Diferentes aspectos da memória são revistos com bastante humor no livro de José Eduardo Agualusa,  O vendedor de passados.  O título se refere à ocupação de Felix Ventura, o personagem principal da história, que ganha a vida construindo passados os mais detalhados possíveis, para seus clientes.  Essa elocubração fantástica inclui ancestrais, local de nascimento, profissão dos pais, avós, bisavós,  país de origem, antes da imigração para Angola – e pode até incluir, se bem que nem sempre faz parte do pacote – anedotas familiares e árvore genealógica – tudo com documentação que dê apoio a nova vida do cliente.

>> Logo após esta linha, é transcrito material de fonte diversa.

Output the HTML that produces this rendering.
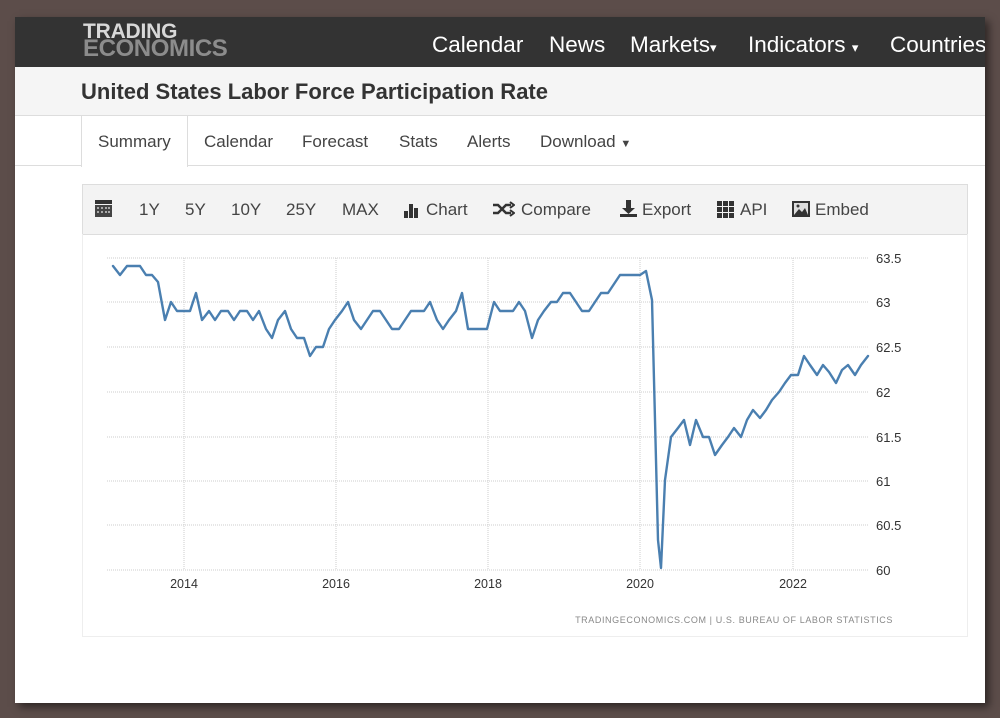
<!DOCTYPE html>
<html><head><meta charset="utf-8"><style>
*{margin:0;padding:0;box-sizing:border-box}
body{width:1000px;height:718px;background:#5c4d4a;position:relative;overflow:hidden;font-family:"Liberation Sans",Arial,sans-serif}
.page{position:absolute;left:15px;top:17px;width:970px;height:686px;background:#fff;overflow:hidden;box-shadow:4px 4px 8px rgba(0,0,0,.5)}
.hdr{position:absolute;left:0;top:0;width:970px;height:50px;background:#333}
.logo{position:absolute;left:68px;top:6px;font-weight:bold;font-size:21px;line-height:17px;letter-spacing:-.2px}
.logo .a{color:#d8d8d8}.logo .b{color:#8c8c8c;font-size:24px;letter-spacing:-.4px}
.nav{position:absolute;top:15px;color:#fff;font-size:22.5px}
.tbar{position:absolute;left:0;top:50px;width:970px;height:49px;background:#f5f5f5;border-bottom:1px solid #ddd}
.tbar h1{position:absolute;left:66px;top:12px;font-size:22px;color:#333;font-weight:bold}
.tabs{position:absolute;left:0;top:99px;width:970px;height:50px;border-bottom:1px solid #ddd}
.tab{position:absolute;top:16px;font-size:17px;color:#444}
.act{position:absolute;left:66px;top:-1px;width:107px;height:52px;background:#fff;border:1px solid #ddd;border-bottom:none}
.tool{position:absolute;left:67px;top:167px;width:886px;height:51px;background:#f3f3f3;border:1px solid #ddd}
.ti{position:absolute;top:15px;font-size:17px;color:#444}
.chart{position:absolute;left:67px;top:217px;width:886px;height:403px;border:1px solid #eee;border-top:none}
</style></head><body>
<div class="page">
<div class="hdr">
<div class="logo"><div class="a">TRADING</div><div class="b">ECONOMICS</div></div>
<div class="nav" style="left:417px">Calendar</div>
<div class="nav" style="left:534px">News</div>
<div class="nav" style="left:615px">Markets<span style="font-size:13px">▾</span></div>
<div class="nav" style="left:733px">Indicators <span style="font-size:13px">▾</span></div>
<div class="nav" style="left:875px">Countries</div>
</div>
<div class="tbar"><h1>United States Labor Force Participation Rate</h1></div>
<div class="tabs">
<div class="act"></div>
<div class="tab" style="left:83px">Summary</div>
<div class="tab" style="left:189px">Calendar</div>
<div class="tab" style="left:287px">Forecast</div>
<div class="tab" style="left:384px">Stats</div>
<div class="tab" style="left:452px">Alerts</div>
<div class="tab" style="left:525px">Download <span style="font-size:11px">▼</span></div>
</div>
<div class="tool">
<svg style="position:absolute;left:12px;top:15px" width="17" height="17"><rect x="0" y="0" width="17" height="4" fill="#333"/><rect x="0" y="5" width="17" height="12" fill="#444"/><g fill="#aaa"><rect x="2" y="7" width="2" height="2"/><rect x="6" y="7" width="2" height="2"/><rect x="10" y="7" width="2" height="2"/><rect x="13" y="7" width="2" height="2"/><rect x="2" y="11" width="2" height="2"/><rect x="6" y="11" width="2" height="2"/><rect x="10" y="11" width="2" height="2"/><rect x="13" y="11" width="2" height="2"/></g></svg>
<div class="ti" style="left:56px">1Y</div>
<div class="ti" style="left:102px">5Y</div>
<div class="ti" style="left:148px">10Y</div>
<div class="ti" style="left:203px">25Y</div>
<div class="ti" style="left:259px">MAX</div>
<svg style="position:absolute;left:321px;top:17px" width="17" height="16"><rect x="0" y="9" width="4" height="7" fill="#333"/><rect x="5" y="2" width="4" height="14" fill="#333"/><rect x="10" y="6" width="4" height="10" fill="#333"/></svg>
<div class="ti" style="left:343px">Chart</div>
<svg style="position:absolute;left:410px;top:16px" width="22" height="16" fill="none" stroke="#333" stroke-width="2.5"><path d="M0 4h5l8 8h5M0 12h5l8-8h5"/><path d="M17 1l4 3-4 3M17 9l4 3-4 3" stroke-width="2"/></svg>
<div class="ti" style="left:438px">Compare</div>
<svg style="position:absolute;left:537px;top:15px" width="17" height="18" fill="#333"><rect x="6" y="0" width="5" height="9"/><path d="M2 8h13l-6.5 6z"/><rect x="0" y="14" width="17" height="3"/></svg>
<div class="ti" style="left:559px">Export</div>
<svg style="position:absolute;left:634px;top:16px" width="17" height="17" fill="#333"><rect x="0" y="0" width="5" height="5"/><rect x="6" y="0" width="5" height="5"/><rect x="12" y="0" width="5" height="5"/><rect x="0" y="6" width="5" height="5"/><rect x="6" y="6" width="5" height="5"/><rect x="12" y="6" width="5" height="5"/><rect x="0" y="12" width="5" height="5"/><rect x="6" y="12" width="5" height="5"/><rect x="12" y="12" width="5" height="5"/></svg>
<div class="ti" style="left:657px">API</div>
<svg style="position:absolute;left:709px;top:16px" width="18" height="16"><rect x="0" y="0" width="18" height="16" fill="#333"/><rect x="2" y="2" width="14" height="12" fill="#ddd"/><path d="M2 14l5-6 3 3 3-4 3 7z" fill="#333"/><circle cx="6" cy="5" r="1.5" fill="#333"/></svg>
<div class="ti" style="left:732px">Embed</div>
</div>
<div class="chart"></div>
</div>
<svg style="position:absolute;left:0;top:0" width="1000" height="718" font-family="Liberation Sans,Arial,sans-serif">
<g stroke="#ccc" stroke-dasharray="1,1" stroke-width="1">
<path d="M107 258H868M107 302H868M107 347H868M107 392H868M107 437H868M107 481H868M107 525H868M107 570H868"/>
<path d="M184 258V570M336 258V570M488 258V570M640 258V570M793 258V570"/>
</g>
<g font-size="13" fill="#333">
<text x="876" y="263">63.5</text><text x="876" y="307">63</text><text x="876" y="352">62.5</text><text x="876" y="397">62</text><text x="876" y="442">61.5</text><text x="876" y="486">61</text><text x="876" y="530">60.5</text><text x="876" y="575">60</text>
<g text-anchor="middle" font-size="12.5"><text x="184" y="588">2014</text><text x="336" y="588">2016</text><text x="488" y="588">2018</text><text x="640" y="588">2020</text><text x="793" y="588">2022</text></g>
</g>
<text x="893" y="623" text-anchor="end" font-size="9" fill="#888" letter-spacing=".6">TRADINGECONOMICS.COM | U.S. BUREAU OF LABOR STATISTICS</text>
<polyline fill="none" stroke="#4a7fb0" stroke-width="2.4" stroke-linejoin="round" stroke-linecap="round" points="113,266 120,275 127,266 133,266 140,266 146,275 152,275 158,282 165,320 171,302 177,311 184,311 190,311 196,293 202,320 209,311 215,320 221,311 228,311 234,320 240,311 247,311 253,320 259,311 266,329 272,338 278,320 285,311 291,329 297,338 304,338 310,356 316,347 323,347 329,329 335,320 342,311 348,302 354,320 361,329 367,320 373,311 380,311 386,320 392,329 399,329 405,320 411,311 418,311 424,311 430,302 437,320 443,329 449,320 456,311 462,293 468,329 475,329 481,329 487,329 494,302 500,311 506,311 513,311 519,302 525,311 532,338 538,320 544,311 551,302 557,302 563,293 570,293 576,302 582,311 589,311 595,302 601,293 608,293 614,284 620,275 627,275 633,275 640,275 646,271 652,300 658,540 661,568 665,480 671,437 678,428 684,420 690,445 696,420 703,437 709,437 715,455 722,445 728,437 734,428 741,437 747,420 753,410 760,418 766,410 772,400 779,392 785,383 791,375 798,375 804,356 810,365 817,375 823,365 829,372 836,383 842,370 848,365 855,375 861,365 868,356"/>
</svg>
</body></html>
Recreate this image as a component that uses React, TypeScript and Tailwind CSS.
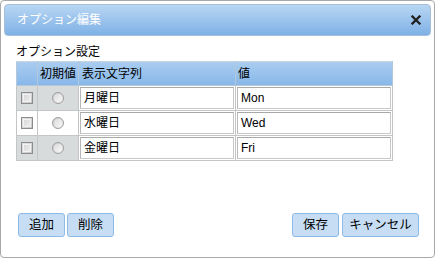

Alguns vão querer argumentar que a prosa de Agualusa deveria ser definida como “realismo mágico”.  É a moda, hoje em dia, atribuir realismo mágico a escritores cujas línguas nativas vêm do Latim, como é o caso do português.  Sou contra essa definição, porque a acho redutiva.   É verdade que a vida mostrada neste romance não existe, pelo que conhecemos.  Mas, por outro lado, o inseto de Kafka na “Metamorfose”, deveria colocá-lo na categoria de “realismo mágico”.  A verdade é que a imaginação de Agualusa está enraizada numa cultura animista, crente em fantasmas e em almas do outro mundo, em profecias e conversas com espíritos.  O que pode parecer realismo mágico para uns é o cotidiano na vida de Angola.

Esse livro é narrado, com muito humor, por uma lagartixa, que se lembra de sua vida anterior, e que conversa com Félix Ventura através dos sonhos deste.   Félix Ventura cujo nome, lembremos, quer dizer 2 vezes feliz é capaz de se lembrar tão bem desses sonhos quanto seus clientes acabam se lembrando de todos os detalhes, uma mistura de fatos com realidade,  dos passados por ele construído para suas vidas.  A arte de Ventura está na promiscuidade com que envolve fato e ficção, na construção de um mito que jamais existiu.

José Eduardo Agualusa

 

Através do livro somos lembrados que memória é identidade.  Que memória é ficção.  Que memória é relativa.  Que memória é imprecisa.  Que memória pode ser arquivada no inconsciente de maneiras que não entendemos e que ela pode nos trair.  Que a memória,  sendo única, é uma fábula individual.  Ela é para ser questionada.  Ela existe para ser embelezada.   E que os detalhes que a fazem são representativos do espírito da época. 

Este é um livro sensacional, que deve ser lido.  Rápido na narrativa e com muito humor.   E melhor que tudo, nos faz pensar.  É para se guardar, porque tenho certeza que merece ser lido mais de uma vez.

06/12/2007

Uma outra versão desta mesma resenha foi publicada na época e também aparece em inglês na Amazon.